Now, don't you see that your new system,

Troubles astronomy, shaking faith itself?

The material error, admitted on one point,

Throughout the Testament, makes the witness suspect.

Whoever may have failed is, therefore, no longer infallible.

Doubt is allowed, examination is possible,

And we soon conclude, if judge we venture,

From false physics to false dogma.

……………………….

Galileo

Me, destroy the faith, when I aggrandize worshiping!

Showing God in his work, is it insulting him?

Ah! to understand it better, it is to adore him better,

And by disfiguring it, one does a dishonor.

The heavens, according to the Bible in which

We must trust, tell us the glory of its authorship!

Well I, better than anyone, listened to their story,

And I repeated it, as I learned from what heavens said.

……………………

Can the course of a new truth be stopped?

By stopping a drop, can the river be blocked?

Believe me, respect these aspirations,

They have many impulses and many expansions

To allow a jailer to hold them prisoners.

Leave the field open to them, or woe to the barriers!

- Ah! Rome, in the early days of your proscribed worship,

You said to oppose to the sword, only the spirit!

Did you only succeeded to change roles?

And you, yourself, oppose the sword to the word?

Antonia, daughter of Galileo, seeing her father proscribed, said to him:

Here is your Antigone. Yes, my pious love

Lead the outcast, conqueror of the sphinx of heaven.

Leading your staff from valley to valley,

I will say: "Give me bread for Galileo,

The one deprived of a home by the Christians,

Would have altars among pagan peoples."



Galileo probed the depths of heavens and revealed the plurality of material worlds. It was, as we have said, quite a revolution in ideas; a new field of exploration was opened to science. Spiritism comes to operate an equally great one, by revealing the existence of the spiritual world that surrounds us; thanks to that, man knows his past and his true destiny. Galileo overturned the barriers that circumscribed the universe; Spiritism inhabits and fills the void of infinite spaces. Although more than two centuries separate us from the discoveries of Galileo, many prejudices are still alive; the new emancipating doctrine encounters the same obstacles; it is attacked with the same weapons, opposed with the same arguments. By reading Mr. Ponsard's drama, we could give modern names to each of his characters.
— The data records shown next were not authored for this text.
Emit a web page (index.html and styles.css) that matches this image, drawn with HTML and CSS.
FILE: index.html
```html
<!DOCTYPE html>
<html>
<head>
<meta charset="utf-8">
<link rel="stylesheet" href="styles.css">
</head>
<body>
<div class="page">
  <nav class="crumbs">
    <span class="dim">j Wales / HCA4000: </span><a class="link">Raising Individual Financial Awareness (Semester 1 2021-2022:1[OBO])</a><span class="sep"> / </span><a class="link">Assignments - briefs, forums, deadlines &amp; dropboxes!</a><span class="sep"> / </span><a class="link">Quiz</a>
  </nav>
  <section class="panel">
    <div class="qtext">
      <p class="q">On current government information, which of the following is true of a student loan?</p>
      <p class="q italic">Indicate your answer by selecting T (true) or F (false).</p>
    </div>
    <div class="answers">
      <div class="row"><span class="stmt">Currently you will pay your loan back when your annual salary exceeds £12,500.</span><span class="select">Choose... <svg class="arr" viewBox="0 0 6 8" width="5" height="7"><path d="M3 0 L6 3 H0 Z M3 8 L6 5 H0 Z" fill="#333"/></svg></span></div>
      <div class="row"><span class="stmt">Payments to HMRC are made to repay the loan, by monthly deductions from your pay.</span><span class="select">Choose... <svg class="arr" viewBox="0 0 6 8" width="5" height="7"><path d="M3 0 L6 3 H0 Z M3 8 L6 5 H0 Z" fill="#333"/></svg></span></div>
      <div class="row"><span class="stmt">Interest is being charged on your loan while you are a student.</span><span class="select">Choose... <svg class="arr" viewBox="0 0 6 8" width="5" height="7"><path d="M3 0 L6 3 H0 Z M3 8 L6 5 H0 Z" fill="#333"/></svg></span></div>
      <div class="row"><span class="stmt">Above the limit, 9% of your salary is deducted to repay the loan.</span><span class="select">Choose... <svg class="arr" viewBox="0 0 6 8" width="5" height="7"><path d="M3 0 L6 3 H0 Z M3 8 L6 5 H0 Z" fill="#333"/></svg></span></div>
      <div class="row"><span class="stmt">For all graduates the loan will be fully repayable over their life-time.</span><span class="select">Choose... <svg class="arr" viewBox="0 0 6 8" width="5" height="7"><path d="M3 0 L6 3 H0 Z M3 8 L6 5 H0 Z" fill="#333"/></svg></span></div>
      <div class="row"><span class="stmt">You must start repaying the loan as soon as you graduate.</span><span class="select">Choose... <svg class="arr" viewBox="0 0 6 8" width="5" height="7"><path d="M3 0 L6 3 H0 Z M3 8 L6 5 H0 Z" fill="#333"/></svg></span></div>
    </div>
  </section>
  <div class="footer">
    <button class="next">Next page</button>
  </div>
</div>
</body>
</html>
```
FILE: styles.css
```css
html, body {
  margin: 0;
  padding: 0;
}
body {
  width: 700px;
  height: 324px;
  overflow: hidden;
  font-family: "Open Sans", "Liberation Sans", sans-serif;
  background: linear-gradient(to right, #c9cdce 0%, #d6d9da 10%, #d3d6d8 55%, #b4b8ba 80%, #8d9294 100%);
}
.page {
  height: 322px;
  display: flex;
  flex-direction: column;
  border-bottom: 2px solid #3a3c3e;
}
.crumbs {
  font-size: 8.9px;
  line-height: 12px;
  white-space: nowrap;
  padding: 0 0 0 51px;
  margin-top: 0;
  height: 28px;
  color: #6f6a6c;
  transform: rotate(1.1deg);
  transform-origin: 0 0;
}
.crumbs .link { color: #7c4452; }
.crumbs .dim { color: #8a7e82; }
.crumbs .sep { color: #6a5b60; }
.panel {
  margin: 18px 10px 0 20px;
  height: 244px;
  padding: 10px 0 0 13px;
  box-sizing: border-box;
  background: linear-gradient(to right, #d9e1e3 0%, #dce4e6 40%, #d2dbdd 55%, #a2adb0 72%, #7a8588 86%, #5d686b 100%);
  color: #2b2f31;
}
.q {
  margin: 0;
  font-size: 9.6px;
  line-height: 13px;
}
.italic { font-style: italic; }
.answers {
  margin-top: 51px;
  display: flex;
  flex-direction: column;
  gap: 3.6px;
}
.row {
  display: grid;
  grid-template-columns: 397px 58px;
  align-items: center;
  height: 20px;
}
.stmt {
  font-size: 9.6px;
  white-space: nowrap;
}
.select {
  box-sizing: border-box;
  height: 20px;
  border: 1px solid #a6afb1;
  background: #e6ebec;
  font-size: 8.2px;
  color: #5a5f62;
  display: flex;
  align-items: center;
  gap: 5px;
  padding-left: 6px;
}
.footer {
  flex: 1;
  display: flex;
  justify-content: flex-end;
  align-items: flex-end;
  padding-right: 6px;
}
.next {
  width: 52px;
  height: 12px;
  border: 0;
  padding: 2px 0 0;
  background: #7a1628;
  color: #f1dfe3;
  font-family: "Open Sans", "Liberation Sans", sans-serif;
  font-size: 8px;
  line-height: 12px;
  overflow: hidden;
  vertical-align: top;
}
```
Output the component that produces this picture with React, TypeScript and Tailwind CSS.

However, ill-will and persecution did not prevent Galileo's doctrine from succeeding, because it was the truth; it will be the same with Spiritism, because it is also a truth. Its detractors will be regarded, by the next generation, with the same eyes that we regard those of Galileo.



[1] Copernicus, Polish astronomer, born in Thorn (Prussian State) in 1473, died in 1543. Galileo, born in Florence in 1564, condemned in 1633, died blind in 1644. The system of Copernicus was already condemned by the Church.